No one wants to think about the possibility of losing control over their finances. Yet, it's a very real possibility for virtually all of us. Fortunately, a Durable Power of Attorney (POA) is a powerful tool designed to help protect your assets and future. Let's take a closer look at the POA and how it can be used as a component of your more holistic estate planning strategy to help create the future you've envisioned.
A Power of Attorney in New York is a written document that allows you, the Principal, to legally designate someone you trust to act on your behalf as to financial transactions during your lifetime. This person could be a spouse, another family member, relative, or friend, who will be known as your "Agent."

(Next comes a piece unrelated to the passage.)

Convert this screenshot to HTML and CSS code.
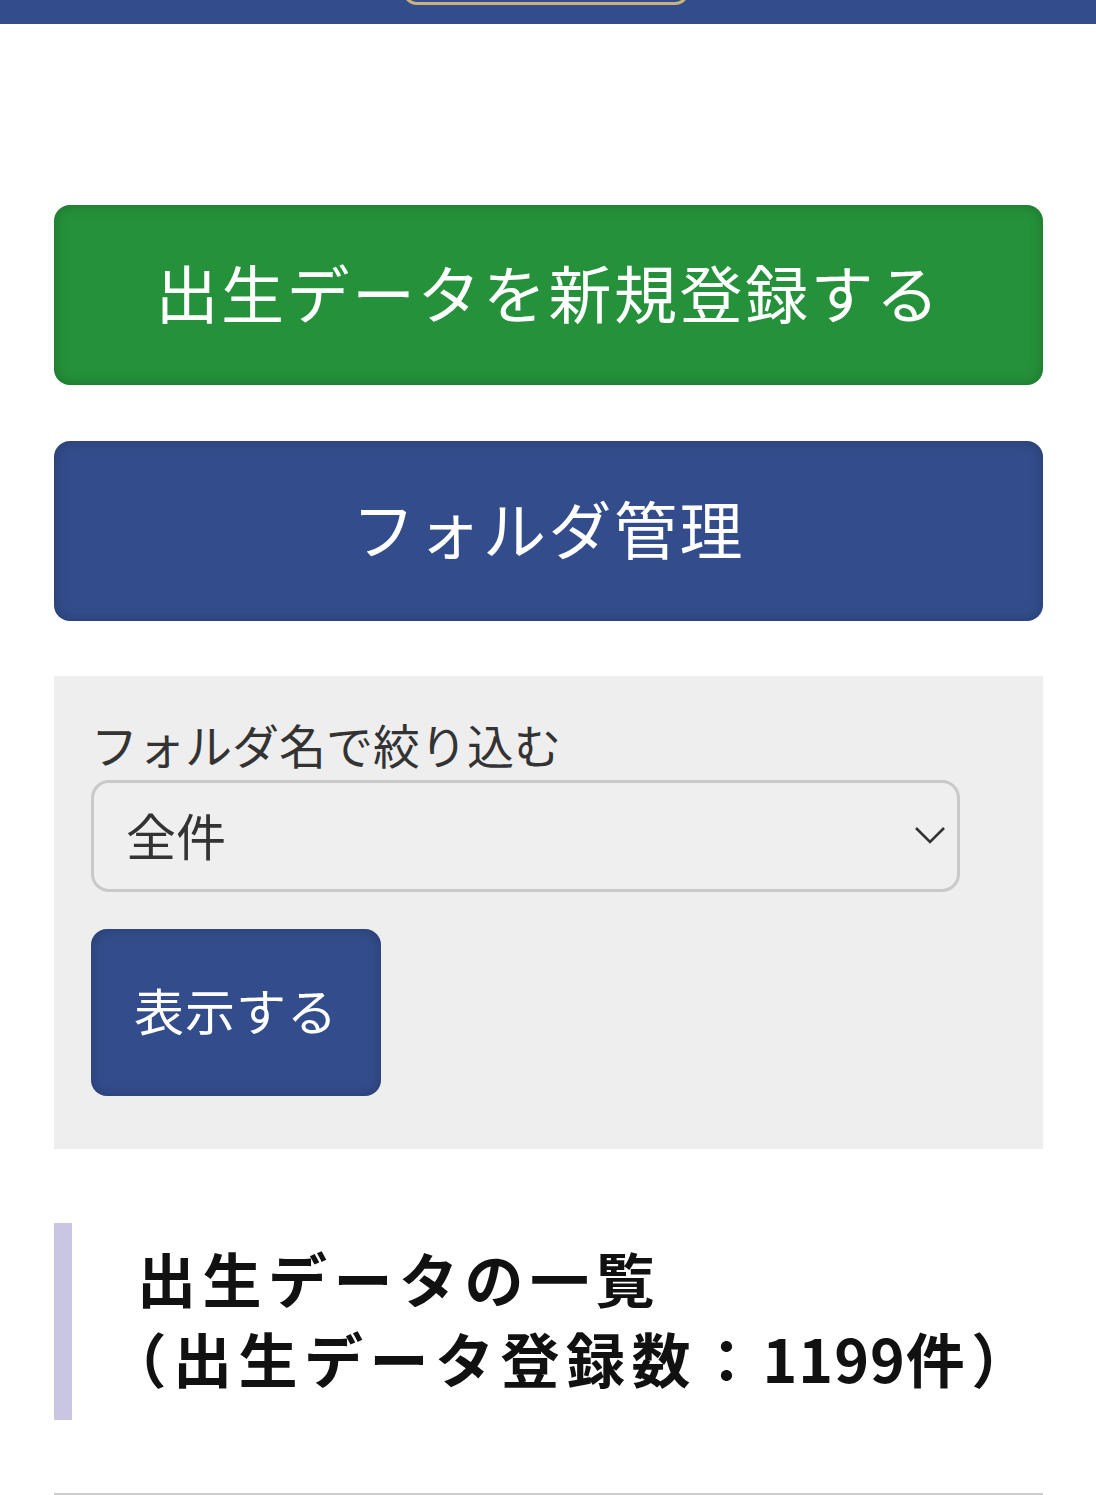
FILE: index.html
```html
<!DOCTYPE html>
<html lang="ja">
<head>
<meta charset="utf-8">
<title>出生データ</title>
<link rel="stylesheet" href="styles.css">
</head>
<body>
<header class="site-header">
  <div class="logo-pill"></div>
</header>
<main class="content">
  <a class="big-btn btn-green" href="#">出生データを新規登録する</a>
  <a class="big-btn btn-blue" href="#">フォルダ管理</a>
  <form class="filter-panel">
    <label class="filter-label" for="folder">フォルダ名で絞り込む</label>
    <div class="select-wrap">
      <select id="folder" class="filter-select">
        <option>全件</option>
      </select>
      <svg class="select-chevron" width="32" height="20" viewBox="0 0 32 20" aria-hidden="true">
        <path d="M2 3 L16 17 L30 3" fill="none" stroke="#333" stroke-width="2.6"/>
      </svg>
    </div>
    <button type="button" class="show-btn">表示する</button>
  </form>
  <h2 class="list-heading">出生データの一覧<br>（出生データ登録数：<span class="count">1199</span>件）</h2>
  <div class="divider"></div>
</main>
</body>
</html>
```
FILE: styles.css
```css
html, body {
  margin: 0;
  padding: 0;
  background: #ffffff;
  font-family: "Noto Sans CJK JP", "Noto Sans", sans-serif;
}

.site-header {
  height: 24px;
  background: #334d8c;
  overflow: hidden;
  display: flex;
  justify-content: center;
}

.logo-pill {
  width: 286px;
  height: 40px;
  margin-top: -35px;
  margin-left: -4px;
  border: 3px solid #c9b37c;
  border-radius: 14px;
  box-sizing: border-box;
}

.content {
  padding: 181px 53px 0 54px;
  display: flex;
  flex-direction: column;
}

.big-btn {
  display: flex;
  align-items: center;
  justify-content: center;
  height: 180px;
  box-sizing: border-box;
  padding-bottom: 9px;
  border-radius: 16px;
  color: #ffffff;
  text-decoration: none;
  font-size: 63px;
  letter-spacing: 2.5px;
  box-shadow: inset 0 0 14px rgba(0, 0, 0, 0.22);
}

.btn-green {
  background: #25913a;
  margin-bottom: 56px;
}

.btn-blue {
  background: #334d8c;
  margin-bottom: 55px;
}

.filter-panel {
  background: #eeeeee;
  padding: 40px 37px 53px 37px;
  display: flex;
  flex-direction: column;
  align-items: flex-start;
  margin: 0;
}

.filter-label {
  font-size: 47px;
  line-height: 64px;
  padding-bottom: 4px;
  margin-top: -4px;
  color: #333333;
}

.select-wrap {
  position: relative;
  width: 869px;
  margin-bottom: 37px;
}

.filter-select {
  appearance: none;
  -webkit-appearance: none;
  display: block;
  width: 100%;
  height: 112px;
  box-sizing: border-box;
  border: 3px solid #c9c9c9;
  border-radius: 18px;
  background: #efefef;
  color: #333333;
  font-family: "Noto Sans CJK JP", "Noto Sans", sans-serif;
  font-size: 50px;
  padding: 0 0 4px 32px;
  margin: 0;
}

.select-chevron {
  position: absolute;
  right: 14px;
  top: 45px;
  pointer-events: none;
}

.show-btn {
  width: 290px;
  height: 167px;
  border: none;
  border-radius: 16px;
  background: #334d8c;
  color: #ffffff;
  font-family: "Noto Sans CJK JP", "Noto Sans", sans-serif;
  font-size: 50px;
  letter-spacing: 1px;
  padding: 0 0 8px 0;
  box-shadow: inset 0 0 14px rgba(0, 0, 0, 0.22);
}

.list-heading {
  margin: 74px 0 0 0;
  border-left: 18px solid #c8c6e0;
  padding: 15px 0 22px 65px;
  font-size: 59px;
  line-height: 80px;
  font-weight: 700;
  color: #111111;
  letter-spacing: 6.5px;
  white-space: nowrap;
  text-spacing-trim: trim-start;
}

.count {
  letter-spacing: 1px;
}

.divider {
  margin-top: 73px;
  border-top: 2px solid #cccccc;
}
```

A POA in NY can be drafted to give the agent a wide range of financial powers and can be used to allow the agent to do things such as pay bills, sign checks, sell property, or do other acts specified in the document. After executing the Power of Attorney, you will continue to retain your rights to act on your own behalf, such as to control your financial affairs. The POA will remain in effect until death unless you revoke it. Revocation can be done at any time as you see fit.
A Durable General Power of Attorney becomes immediately effective the moment it is executed and remains in effect even if you become incapacitated. When validly executed, it avoids the need for a guardianship proceeding in court. Some individuals may prepare a Durable POA alongside a Living Will and Health Care Proxy to ensure financial and health matters stay in the hands of those they trust.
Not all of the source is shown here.